## Data shown:
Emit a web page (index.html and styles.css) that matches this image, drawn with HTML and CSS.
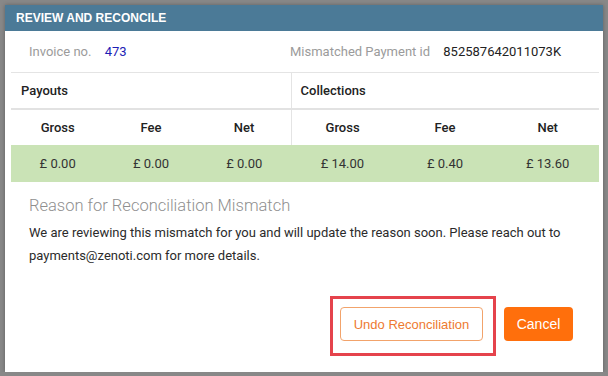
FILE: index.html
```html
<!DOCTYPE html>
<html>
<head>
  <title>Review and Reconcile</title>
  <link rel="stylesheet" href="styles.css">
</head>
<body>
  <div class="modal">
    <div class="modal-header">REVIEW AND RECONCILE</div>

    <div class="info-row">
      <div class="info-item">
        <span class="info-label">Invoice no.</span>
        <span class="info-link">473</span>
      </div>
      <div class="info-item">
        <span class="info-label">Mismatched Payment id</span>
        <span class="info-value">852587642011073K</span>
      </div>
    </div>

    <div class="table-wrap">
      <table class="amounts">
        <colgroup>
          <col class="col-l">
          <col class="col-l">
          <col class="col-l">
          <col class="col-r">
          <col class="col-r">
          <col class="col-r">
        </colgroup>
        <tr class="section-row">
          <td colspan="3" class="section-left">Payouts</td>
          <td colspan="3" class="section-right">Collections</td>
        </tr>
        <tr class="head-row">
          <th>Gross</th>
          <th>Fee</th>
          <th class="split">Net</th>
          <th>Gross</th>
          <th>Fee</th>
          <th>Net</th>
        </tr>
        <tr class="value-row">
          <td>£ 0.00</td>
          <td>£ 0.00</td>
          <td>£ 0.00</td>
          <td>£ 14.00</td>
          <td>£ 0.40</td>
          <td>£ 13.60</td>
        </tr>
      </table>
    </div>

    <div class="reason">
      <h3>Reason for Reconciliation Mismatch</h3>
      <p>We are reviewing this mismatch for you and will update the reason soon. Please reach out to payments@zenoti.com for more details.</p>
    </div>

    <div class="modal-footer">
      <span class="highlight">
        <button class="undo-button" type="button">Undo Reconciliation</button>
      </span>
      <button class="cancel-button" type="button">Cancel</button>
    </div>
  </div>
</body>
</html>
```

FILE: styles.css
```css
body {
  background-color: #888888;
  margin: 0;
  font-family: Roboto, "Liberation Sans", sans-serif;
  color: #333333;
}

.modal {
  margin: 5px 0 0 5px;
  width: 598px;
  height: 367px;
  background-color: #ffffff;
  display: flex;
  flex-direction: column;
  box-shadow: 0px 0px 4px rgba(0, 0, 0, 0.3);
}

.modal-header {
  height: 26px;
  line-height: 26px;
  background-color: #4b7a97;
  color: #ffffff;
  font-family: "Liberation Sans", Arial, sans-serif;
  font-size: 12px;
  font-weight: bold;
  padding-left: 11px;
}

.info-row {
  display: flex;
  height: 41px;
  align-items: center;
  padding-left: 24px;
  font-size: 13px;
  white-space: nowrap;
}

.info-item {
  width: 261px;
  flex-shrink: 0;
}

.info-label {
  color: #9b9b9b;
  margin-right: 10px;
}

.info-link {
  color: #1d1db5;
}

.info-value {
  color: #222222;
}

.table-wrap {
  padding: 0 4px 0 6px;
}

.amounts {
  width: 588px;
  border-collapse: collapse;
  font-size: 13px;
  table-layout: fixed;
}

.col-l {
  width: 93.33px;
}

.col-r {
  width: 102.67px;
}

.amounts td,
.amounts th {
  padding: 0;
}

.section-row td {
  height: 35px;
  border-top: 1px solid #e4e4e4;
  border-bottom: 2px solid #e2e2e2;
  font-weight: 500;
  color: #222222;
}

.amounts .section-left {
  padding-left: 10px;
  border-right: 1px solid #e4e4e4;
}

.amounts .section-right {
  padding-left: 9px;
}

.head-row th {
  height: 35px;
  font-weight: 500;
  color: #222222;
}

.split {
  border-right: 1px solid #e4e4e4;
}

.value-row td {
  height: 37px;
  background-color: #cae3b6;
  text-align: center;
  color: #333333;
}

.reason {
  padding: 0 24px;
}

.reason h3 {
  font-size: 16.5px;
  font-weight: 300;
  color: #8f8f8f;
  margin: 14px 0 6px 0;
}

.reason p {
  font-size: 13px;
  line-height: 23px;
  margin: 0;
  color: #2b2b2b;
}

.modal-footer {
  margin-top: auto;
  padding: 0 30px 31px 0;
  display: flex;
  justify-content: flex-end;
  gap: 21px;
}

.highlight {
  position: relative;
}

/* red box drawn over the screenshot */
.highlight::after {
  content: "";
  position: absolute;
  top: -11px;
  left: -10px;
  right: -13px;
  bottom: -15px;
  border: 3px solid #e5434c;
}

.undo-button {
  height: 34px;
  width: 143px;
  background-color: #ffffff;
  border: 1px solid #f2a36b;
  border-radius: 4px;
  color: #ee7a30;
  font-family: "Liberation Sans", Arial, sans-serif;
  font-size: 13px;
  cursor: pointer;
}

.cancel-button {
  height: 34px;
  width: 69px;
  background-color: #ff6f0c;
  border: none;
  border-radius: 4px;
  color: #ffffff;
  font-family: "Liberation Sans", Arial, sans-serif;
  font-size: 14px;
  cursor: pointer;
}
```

## Task details:
Repeat the data exactly, excluding the pictures.

## Response:
Emit a web page (index.html and styles.css) that matches this image, drawn with HTML and CSS.
FILE: index.html
```html
<!DOCTYPE html>
<html>
<head>
  <title>Review and Reconcile</title>
  <link rel="stylesheet" href="styles.css">
</head>
<body>
  <div class="modal">
    <div class="modal-header">REVIEW AND RECONCILE</div>

    <div class="info-row">
      <div class="info-item">
        <span class="info-label">Invoice no.</span>
        <span class="info-link">473</span>
      </div>
      <div class="info-item">
        <span class="info-label">Mismatched Payment id</span>
        <span class="info-value">852587642011073K</span>
      </div>
    </div>

    <div class="table-wrap">
      <table class="amounts">
        <colgroup>
          <col class="col-l">
          <col class="col-l">
          <col class="col-l">
          <col class="col-r">
          <col class="col-r">
          <col class="col-r">
        </colgroup>
        <tr class="section-row">
          <td colspan="3" class="section-left">Payouts</td>
          <td colspan="3" class="section-right">Collections</td>
        </tr>
        <tr class="head-row">
          <th>Gross</th>
          <th>Fee</th>
          <th class="split">Net</th>
          <th>Gross</th>
          <th>Fee</th>
          <th>Net</th>
        </tr>
        <tr class="value-row">
          <td>£ 0.00</td>
          <td>£ 0.00</td>
          <td>£ 0.00</td>
          <td>£ 14.00</td>
          <td>£ 0.40</td>
          <td>£ 13.60</td>
        </tr>
      </table>
    </div>

    <div class="reason">
      <h3>Reason for Reconciliation Mismatch</h3>
      <p>We are reviewing this mismatch for you and will update the reason soon. Please reach out to payments@zenoti.com for more details.</p>
    </div>

    <div class="modal-footer">
      <span class="highlight">
        <button class="undo-button" type="button">Undo Reconciliation</button>
      </span>
      <button class="cancel-button" type="button">Cancel</button>
    </div>
  </div>
</body>
</html>
```

FILE: styles.css
```css
body {
  background-color: #888888;
  margin: 0;
  font-family: Roboto, "Liberation Sans", sans-serif;
  color: #333333;
}

.modal {
  margin: 5px 0 0 5px;
  width: 598px;
  height: 367px;
  background-color: #ffffff;
  display: flex;
  flex-direction: column;
  box-shadow: 0px 0px 4px rgba(0, 0, 0, 0.3);
}

.modal-header {
  height: 26px;
  line-height: 26px;
  background-color: #4b7a97;
  color: #ffffff;
  font-family: "Liberation Sans", Arial, sans-serif;
  font-size: 12px;
  font-weight: bold;
  padding-left: 11px;
}

.info-row {
  display: flex;
  height: 41px;
  align-items: center;
  padding-left: 24px;
  font-size: 13px;
  white-space: nowrap;
}

.info-item {
  width: 261px;
  flex-shrink: 0;
}

.info-label {
  color: #9b9b9b;
  margin-right: 10px;
}

.info-link {
  color: #1d1db5;
}

.info-value {
  color: #222222;
}

.table-wrap {
  padding: 0 4px 0 6px;
}

.amounts {
  width: 588px;
  border-collapse: collapse;
  font-size: 13px;
  table-layout: fixed;
}

.col-l {
  width: 93.33px;
}

.col-r {
  width: 102.67px;
}

.amounts td,
.amounts th {
  padding: 0;
}

.section-row td {
  height: 35px;
  border-top: 1px solid #e4e4e4;
  border-bottom: 2px solid #e2e2e2;
  font-weight: 500;
  color: #222222;
}

.amounts .section-left {
  padding-left: 10px;
  border-right: 1px solid #e4e4e4;
}

.amounts .section-right {
  padding-left: 9px;
}

.head-row th {
  height: 35px;
  font-weight: 500;
  color: #222222;
}

.split {
  border-right: 1px solid #e4e4e4;
}

.value-row td {
  height: 37px;
  background-color: #cae3b6;
  text-align: center;
  color: #333333;
}

.reason {
  padding: 0 24px;
}

.reason h3 {
  font-size: 16.5px;
  font-weight: 300;
  color: #8f8f8f;
  margin: 14px 0 6px 0;
}

.reason p {
  font-size: 13px;
  line-height: 23px;
  margin: 0;
  color: #2b2b2b;
}

.modal-footer {
  margin-top: auto;
  padding: 0 30px 31px 0;
  display: flex;
  justify-content: flex-end;
  gap: 21px;
}

.highlight {
  position: relative;
}

/* red box drawn over the screenshot */
.highlight::after {
  content: "";
  position: absolute;
  top: -11px;
  left: -10px;
  right: -13px;
  bottom: -15px;
  border: 3px solid #e5434c;
}

.undo-button {
  height: 34px;
  width: 143px;
  background-color: #ffffff;
  border: 1px solid #f2a36b;
  border-radius: 4px;
  color: #ee7a30;
  font-family: "Liberation Sans", Arial, sans-serif;
  font-size: 13px;
  cursor: pointer;
}

.cancel-button {
  height: 34px;
  width: 69px;
  background-color: #ff6f0c;
  border: none;
  border-radius: 4px;
  color: #ffffff;
  font-family: "Liberation Sans", Arial, sans-serif;
  font-size: 14px;
  cursor: pointer;
}
```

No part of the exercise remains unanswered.